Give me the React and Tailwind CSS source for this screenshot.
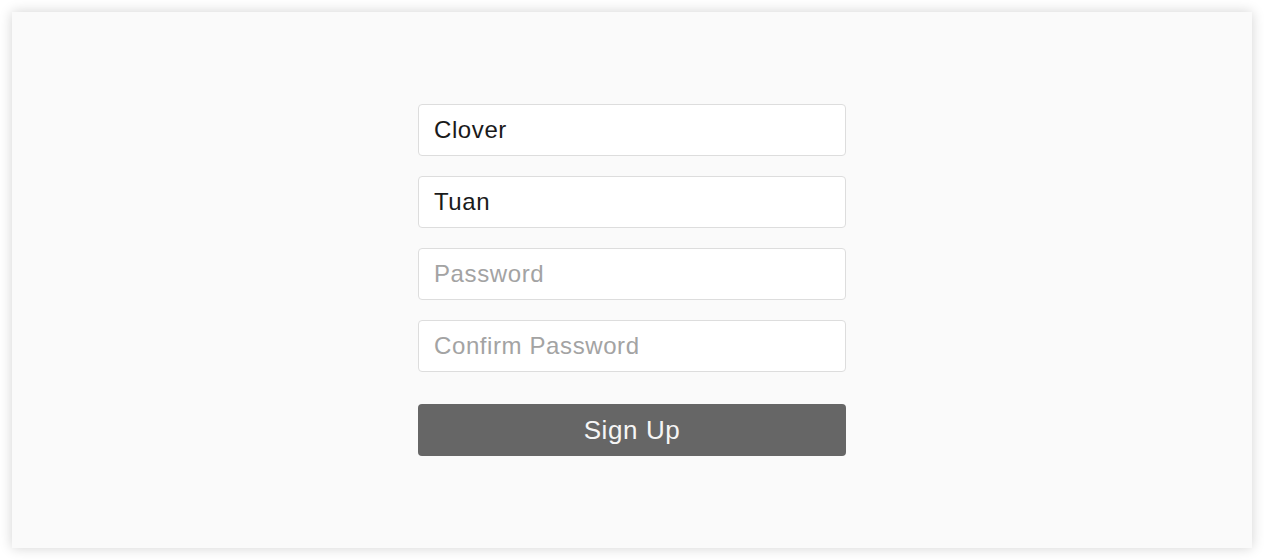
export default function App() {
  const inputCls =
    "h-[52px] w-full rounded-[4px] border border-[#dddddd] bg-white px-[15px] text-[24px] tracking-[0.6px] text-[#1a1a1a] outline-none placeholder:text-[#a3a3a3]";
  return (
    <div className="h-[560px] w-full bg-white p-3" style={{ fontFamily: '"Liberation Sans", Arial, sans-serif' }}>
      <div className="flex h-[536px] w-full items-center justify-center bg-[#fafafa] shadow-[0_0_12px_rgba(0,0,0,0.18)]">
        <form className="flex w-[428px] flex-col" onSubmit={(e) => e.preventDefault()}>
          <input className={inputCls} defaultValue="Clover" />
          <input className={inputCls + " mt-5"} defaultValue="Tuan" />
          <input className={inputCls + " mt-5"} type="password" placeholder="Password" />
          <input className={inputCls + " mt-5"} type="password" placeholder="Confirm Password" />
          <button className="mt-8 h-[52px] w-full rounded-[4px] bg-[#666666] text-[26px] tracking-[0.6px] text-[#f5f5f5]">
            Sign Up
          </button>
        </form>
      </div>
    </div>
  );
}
———
- Job: Copy all the lines of data exactly as they appear, dropping any images.

- Response to the exercise:
Give me the React and Tailwind CSS source for this screenshot.
export default function App() {
  const inputCls =
    "h-[52px] w-full rounded-[4px] border border-[#dddddd] bg-white px-[15px] text-[24px] tracking-[0.6px] text-[#1a1a1a] outline-none placeholder:text-[#a3a3a3]";
  return (
    <div className="h-[560px] w-full bg-white p-3" style={{ fontFamily: '"Liberation Sans", Arial, sans-serif' }}>
      <div className="flex h-[536px] w-full items-center justify-center bg-[#fafafa] shadow-[0_0_12px_rgba(0,0,0,0.18)]">
        <form className="flex w-[428px] flex-col" onSubmit={(e) => e.preventDefault()}>
          <input className={inputCls} defaultValue="Clover" />
          <input className={inputCls + " mt-5"} defaultValue="Tuan" />
          <input className={inputCls + " mt-5"} type="password" placeholder="Password" />
          <input className={inputCls + " mt-5"} type="password" placeholder="Confirm Password" />
          <button className="mt-8 h-[52px] w-full rounded-[4px] bg-[#666666] text-[26px] tracking-[0.6px] text-[#f5f5f5]">
            Sign Up
          </button>
        </form>
      </div>
    </div>
  );
}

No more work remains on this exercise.